In [14]:
import os
import random
import torch
import torch.optim as optim
import torch.nn as nn
import torch.nn.functional as F
from torchvision import models, transforms
from tqdm import tqdm
from torch.utils.data import DataLoader, Dataset
from utils import FontSampler
import time


In [None]:
# --------------------------
# 配置字体相关路径
fonts_dir = "./font_ds/fonts"            # 字体文件夹路径
text_file = "./font_ds/cleaned_text.txt" # 文本文件路径
chars_file = "./font_ds/chars.txt"                  # 常用字文件路径

In [4]:
random.seed(42)

# 初始化 FontSampler，同时会将字体分为 train/test 两类
sampler = FontSampler(fonts_dir, text_file, chars_file, font_size=76)

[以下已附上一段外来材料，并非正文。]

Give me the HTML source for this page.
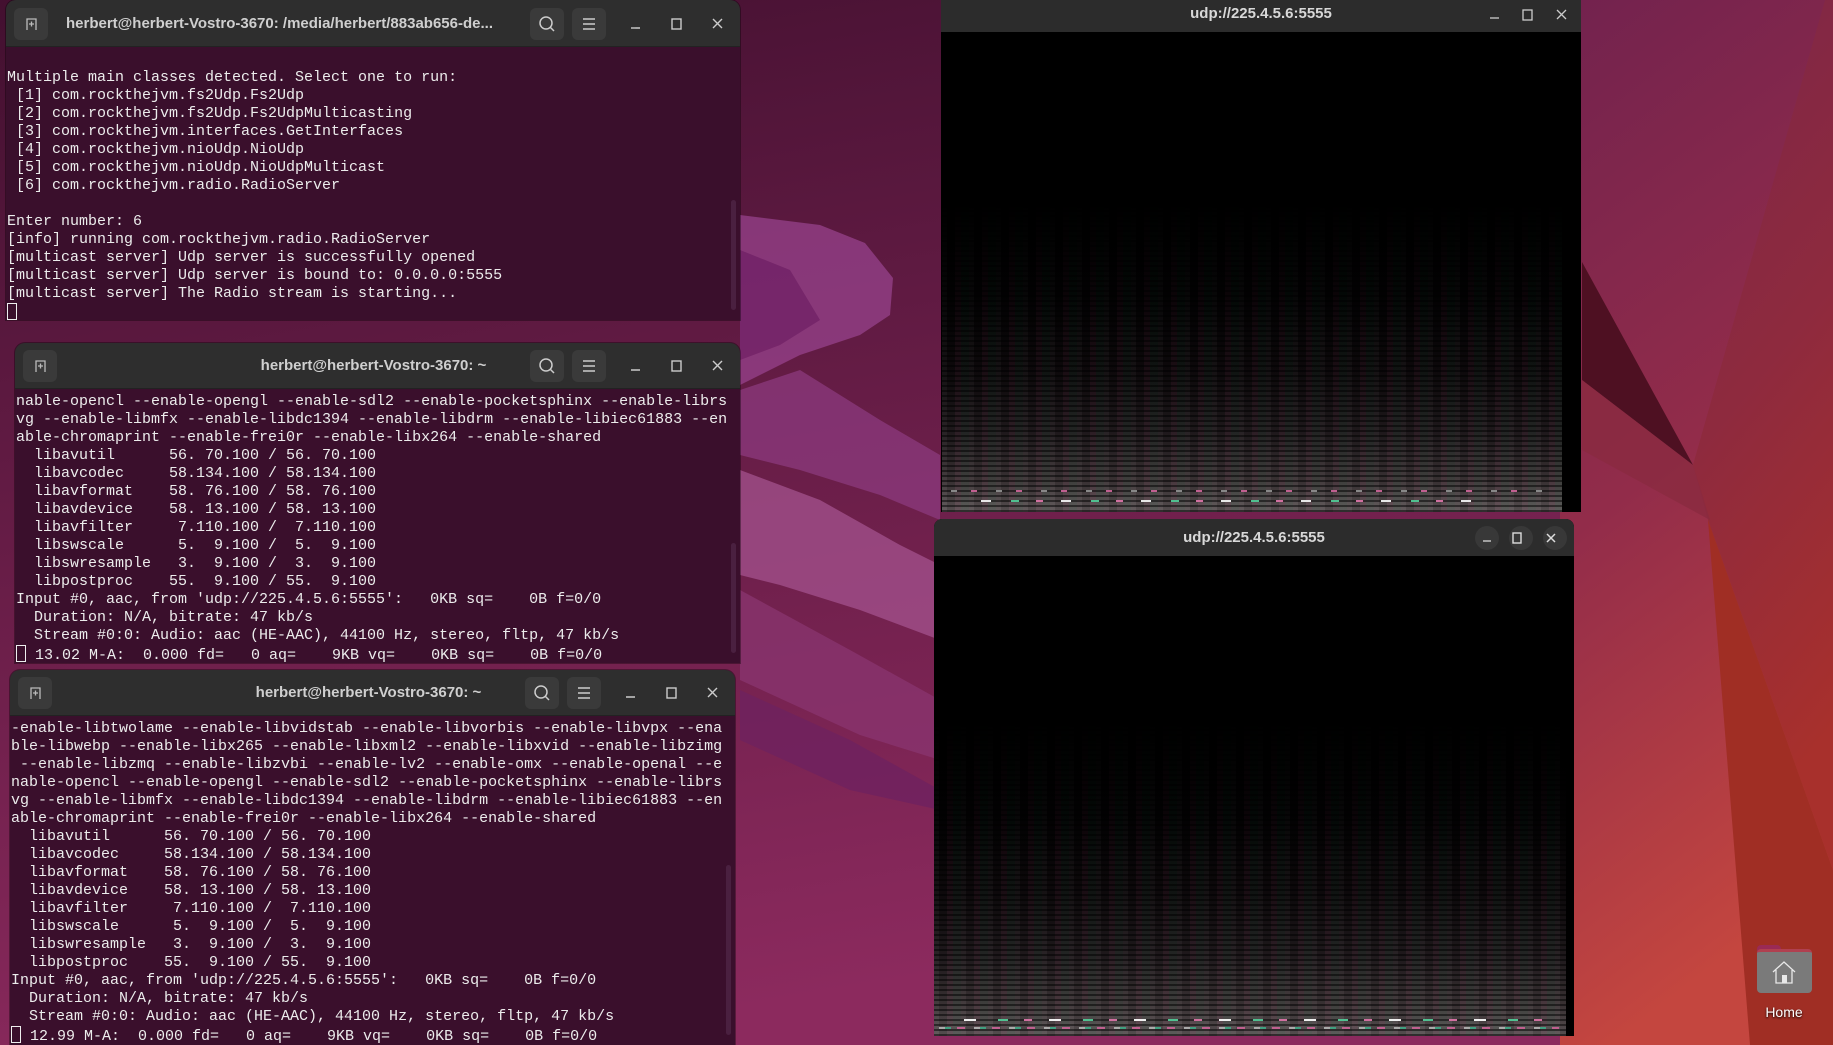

Loading fonts and rendering characters: 100%|██████████| 28/28 [00:49<00:00,  1.75s/it]
Loading fonts and rendering characters: 100%|██████████| 28/28 [00:51<00:00,  1.83s/it]


In [15]:
device = torch.device("cuda" if torch.cuda.is_available() else "cpu")

# --------------------------
# 定义模型并迁移到设备上，输出嵌入向量
model = models.resnet34(weights=models.ResNet34_Weights.DEFAULT).to(device)
embedding_dim = 128  # 输出嵌入向量的维度
hidden_dim = 256     # 隐藏层维度

# 修改最后全连接层，直接输出嵌入向量
model.fc = nn.Sequential(
    nn.Linear(model.fc.in_features, hidden_dim),
    nn.ReLU(inplace=True),
    nn.Linear(hidden_dim, hidden_dim),
    nn.ReLU(inplace=True),
    nn.Linear(hidden_dim, embedding_dim)
).to(device)

In [16]:
import torch.nn.functional as F

def compute_loss_and_acc(style_vecs, group_size):
    """
    计算交叉熵损失和准确率。
    对于每一行，重新生成一个 tensor，直接去除对角线（即自身的分数）。

    :param style_vecs: 向量序列，由模型生成，形状为 [N, embedding_dim]
    :param group_size: 每组的大小
    :return: loss 和 acc
    """

    # 对 style_vecs 进行 L2 标准化
    style_vecs = F.normalize(style_vecs, p=2, dim=1)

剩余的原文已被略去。